— START DATA SECTION —

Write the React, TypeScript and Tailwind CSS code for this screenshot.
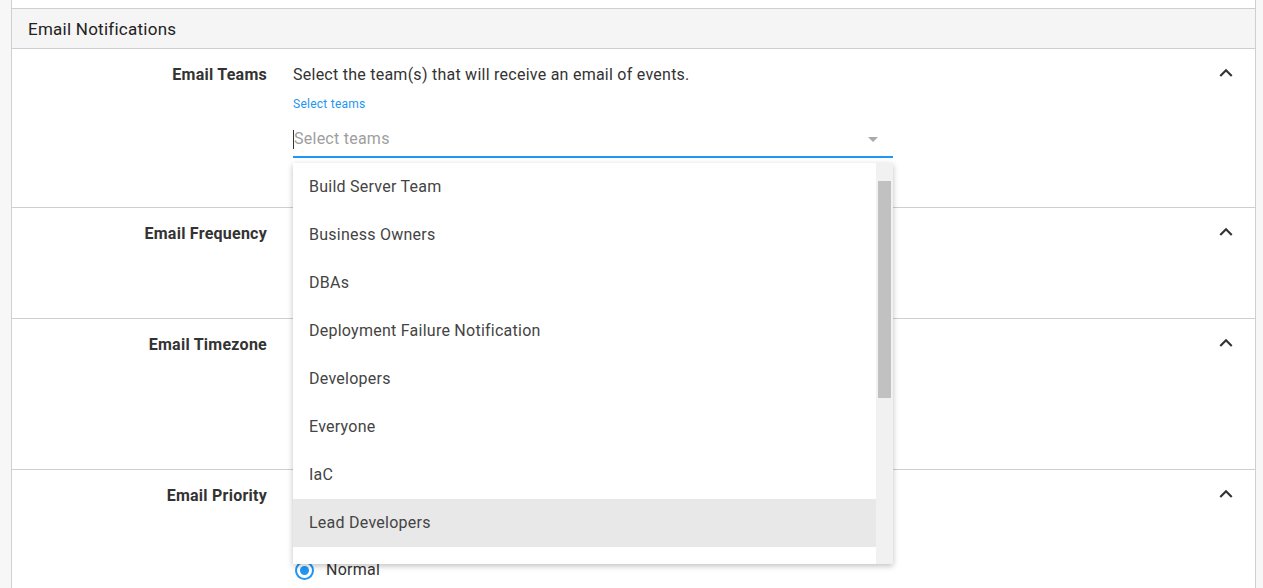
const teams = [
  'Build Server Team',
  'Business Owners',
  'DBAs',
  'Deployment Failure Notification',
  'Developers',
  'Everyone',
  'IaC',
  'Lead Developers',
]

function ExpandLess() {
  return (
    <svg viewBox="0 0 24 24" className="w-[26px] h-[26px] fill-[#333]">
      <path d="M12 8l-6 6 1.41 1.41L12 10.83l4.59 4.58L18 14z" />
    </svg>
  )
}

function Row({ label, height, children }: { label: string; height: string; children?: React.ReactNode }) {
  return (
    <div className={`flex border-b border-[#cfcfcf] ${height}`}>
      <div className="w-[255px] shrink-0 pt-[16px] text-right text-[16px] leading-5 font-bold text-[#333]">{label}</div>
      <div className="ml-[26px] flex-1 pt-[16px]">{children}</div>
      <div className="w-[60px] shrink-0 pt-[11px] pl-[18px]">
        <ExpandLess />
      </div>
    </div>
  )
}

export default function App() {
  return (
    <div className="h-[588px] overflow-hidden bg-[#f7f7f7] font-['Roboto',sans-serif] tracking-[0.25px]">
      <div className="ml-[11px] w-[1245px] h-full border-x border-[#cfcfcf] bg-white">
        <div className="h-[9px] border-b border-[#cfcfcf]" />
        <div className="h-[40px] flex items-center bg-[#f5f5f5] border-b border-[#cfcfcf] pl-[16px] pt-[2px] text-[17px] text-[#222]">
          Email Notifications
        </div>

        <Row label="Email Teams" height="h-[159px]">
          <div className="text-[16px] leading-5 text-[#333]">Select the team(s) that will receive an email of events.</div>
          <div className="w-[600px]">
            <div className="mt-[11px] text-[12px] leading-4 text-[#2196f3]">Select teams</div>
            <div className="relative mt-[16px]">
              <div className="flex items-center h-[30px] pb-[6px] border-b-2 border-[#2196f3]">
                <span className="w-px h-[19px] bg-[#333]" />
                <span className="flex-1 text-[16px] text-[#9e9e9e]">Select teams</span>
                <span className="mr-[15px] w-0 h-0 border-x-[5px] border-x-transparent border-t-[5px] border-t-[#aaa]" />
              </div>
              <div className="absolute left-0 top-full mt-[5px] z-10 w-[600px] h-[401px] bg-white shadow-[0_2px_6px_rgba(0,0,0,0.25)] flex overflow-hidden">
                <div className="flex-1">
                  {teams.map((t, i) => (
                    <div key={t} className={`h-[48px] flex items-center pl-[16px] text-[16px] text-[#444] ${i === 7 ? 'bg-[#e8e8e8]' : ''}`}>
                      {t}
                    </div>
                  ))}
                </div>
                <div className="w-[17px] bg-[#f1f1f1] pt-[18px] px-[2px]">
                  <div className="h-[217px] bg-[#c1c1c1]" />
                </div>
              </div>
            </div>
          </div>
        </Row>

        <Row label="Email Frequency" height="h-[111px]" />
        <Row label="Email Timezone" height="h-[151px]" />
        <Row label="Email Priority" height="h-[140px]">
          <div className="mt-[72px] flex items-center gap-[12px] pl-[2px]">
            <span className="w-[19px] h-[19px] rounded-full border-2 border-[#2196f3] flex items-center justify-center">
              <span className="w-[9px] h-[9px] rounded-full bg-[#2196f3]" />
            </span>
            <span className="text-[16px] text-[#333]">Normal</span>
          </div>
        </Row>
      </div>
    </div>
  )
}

— END DATA SECTION —

**TO DO**
Set down the complete material exactly, but do not include the images.

**THE REPLY**
Write the React, TypeScript and Tailwind CSS code for this screenshot.
const teams = [
  'Build Server Team',
  'Business Owners',
  'DBAs',
  'Deployment Failure Notification',
  'Developers',
  'Everyone',
  'IaC',
  'Lead Developers',
]

function ExpandLess() {
  return (
    <svg viewBox="0 0 24 24" className="w-[26px] h-[26px] fill-[#333]">
      <path d="M12 8l-6 6 1.41 1.41L12 10.83l4.59 4.58L18 14z" />
    </svg>
  )
}

function Row({ label, height, children }: { label: string; height: string; children?: React.ReactNode }) {
  return (
    <div className={`flex border-b border-[#cfcfcf] ${height}`}>
      <div className="w-[255px] shrink-0 pt-[16px] text-right text-[16px] leading-5 font-bold text-[#333]">{label}</div>
      <div className="ml-[26px] flex-1 pt-[16px]">{children}</div>
      <div className="w-[60px] shrink-0 pt-[11px] pl-[18px]">
        <ExpandLess />
      </div>
    </div>
  )
}

export default function App() {
  return (
    <div className="h-[588px] overflow-hidden bg-[#f7f7f7] font-['Roboto',sans-serif] tracking-[0.25px]">
      <div className="ml-[11px] w-[1245px] h-full border-x border-[#cfcfcf] bg-white">
        <div className="h-[9px] border-b border-[#cfcfcf]" />
        <div className="h-[40px] flex items-center bg-[#f5f5f5] border-b border-[#cfcfcf] pl-[16px] pt-[2px] text-[17px] text-[#222]">
          Email Notifications
        </div>

        <Row label="Email Teams" height="h-[159px]">
          <div className="text-[16px] leading-5 text-[#333]">Select the team(s) that will receive an email of events.</div>
          <div className="w-[600px]">
            <div className="mt-[11px] text-[12px] leading-4 text-[#2196f3]">Select teams</div>
            <div className="relative mt-[16px]">
              <div className="flex items-center h-[30px] pb-[6px] border-b-2 border-[#2196f3]">
                <span className="w-px h-[19px] bg-[#333]" />
                <span className="flex-1 text-[16px] text-[#9e9e9e]">Select teams</span>
                <span className="mr-[15px] w-0 h-0 border-x-[5px] border-x-transparent border-t-[5px] border-t-[#aaa]" />
              </div>
              <div className="absolute left-0 top-full mt-[5px] z-10 w-[600px] h-[401px] bg-white shadow-[0_2px_6px_rgba(0,0,0,0.25)] flex overflow-hidden">
                <div className="flex-1">
                  {teams.map((t, i) => (
                    <div key={t} className={`h-[48px] flex items-center pl-[16px] text-[16px] text-[#444] ${i === 7 ? 'bg-[#e8e8e8]' : ''}`}>
                      {t}
                    </div>
                  ))}
                </div>
                <div className="w-[17px] bg-[#f1f1f1] pt-[18px] px-[2px]">
                  <div className="h-[217px] bg-[#c1c1c1]" />
                </div>
              </div>
            </div>
          </div>
        </Row>

        <Row label="Email Frequency" height="h-[111px]" />
        <Row label="Email Timezone" height="h-[151px]" />
        <Row label="Email Priority" height="h-[140px]">
          <div className="mt-[72px] flex items-center gap-[12px] pl-[2px]">
            <span className="w-[19px] h-[19px] rounded-full border-2 border-[#2196f3] flex items-center justify-center">
              <span className="w-[9px] h-[9px] rounded-full bg-[#2196f3]" />
            </span>
            <span className="text-[16px] text-[#333]">Normal</span>
          </div>
        </Row>
      </div>
    </div>
  )
}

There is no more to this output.